I've got a vermillion parsh from looking at that Canadian actress.
LOL!!!!
I sent a video of mine to Primemuscle!
Lord help me. How long did it take you to be fully fluent? I take it you learned it as a young child? I'm trying to become fully fluent but I doubt it's possible as I started as an adult. I'd probably have to live in France or marry one of them to truly become bilingual.
I was enrolled in French Immersion from the start of elementary school. I have a late birthday, so I started kindergarten at age four. But I can't recall if any French was taught then.
I did start learning French for sure in grade one, when I would have been five years old [Sept. 1987], and I took French up to high school, but didn’t pursue it in university. So I stopped speaking it regularly around 2002, when I was tasked with some Quebecois soldiers at the G8 Summit for a month.
In French Immersion in Canada, it is [or was] 50% instruction in French, and 50% in English. I may have been fluent by grade six, but I definitely was by grade eight. I'm perfectly bilingual now in reading and comprehension, although there are times when I may forget a word [but would remember it if it was said]. You wouldn't be able to distinguish me from someone born in Quebec, or from a French household in Louisiana.
Here's the thing though, Phantom - regarding your last point:
There was a Jewish dating coach named Eben Pagan who went by the pen name David D'Angelo. He said that it is a myth that it is harder to learn languages when we are older. It just seems easier, because we learn our first language by default.

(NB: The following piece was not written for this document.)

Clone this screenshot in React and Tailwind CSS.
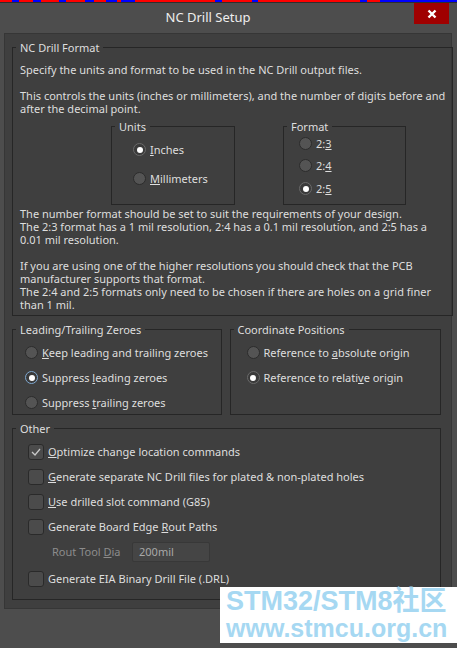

But when we are older, the act of studying makes it seem harder.
Pagan said it is not harder, and that adults can pick up languages remarkably fast.
I would suspect that if you REALLY committed to learning French or another language by literally spending eight hours a day reading it, writing in it, watching podcasts while watching the screen intently and reading lips, and possibly finding the French version of Getbig, that you could have general proficiency in a month.
Enough to watch a movie in that language, and understand it without assistance.
The refinements would come with time.
But who spends eight hours a day dedicated to a goal like that?
For me - the key is not let my French lapse. If I went a few years without speaking it, I'd likely get rusty.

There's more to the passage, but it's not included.